For odd $n$, it seems a bit tricker, but the same basic idea works. Try to find appropriate eigenvectors and eigenvalues, which is very easy to do. Suggestion. Due to the symmetry, it seems like a good idea to look for an eigenvector $(a_1,a_2,\ldots,a_n)^t$ with $a_1=a_3=a_5=\cdots=a_n$ and $a_2=a_4=\cdots=a_{n-1}$. By scaling, we may assume that $a_1=1$, and $a_2=r$ for some $r$. If $n=2k+1$, then applying the matrix to such a vector will give you that the odd entries of the image have value $kr$, and the even entries have value $k+1$. If you want this to be an eigenvector associated to some $\lambda\neq 0$, then you want $\lambda = kr$, and $\lambda r = k+1$; take it from there.

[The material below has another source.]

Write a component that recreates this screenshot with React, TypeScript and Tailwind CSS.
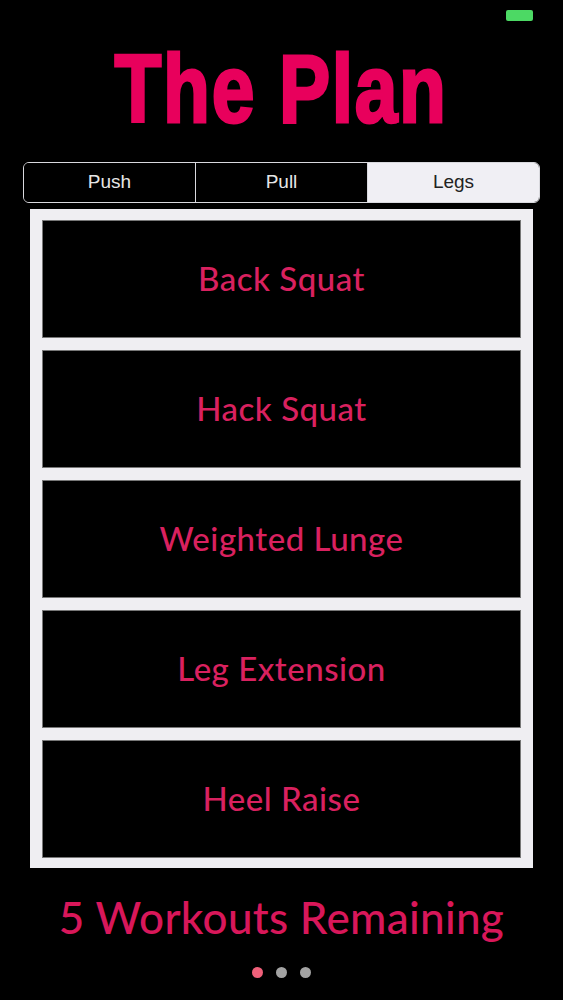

Moral. While we usually think of the characteristic polynomial as "the easy way" to find the eigenvalues, it's important to remember that the relationship goes both ways: every eigenvalue you can find gives you a linear factor of the characteristic polynomial too. It's often useful to "play one against the other". Here, the determination of "most" of the roots follows by staring at the matrix, and because the matrix is highly structured it turns out to be easier to find the eigenvalues directly than trying to compute the characteristic polynomial and then factoring. 
A: Based on the given results, you should be able to guess what the eigenvalues are. Can you write down an explicit set of eigenvectors for those eigenvalues? Does your construction generalize?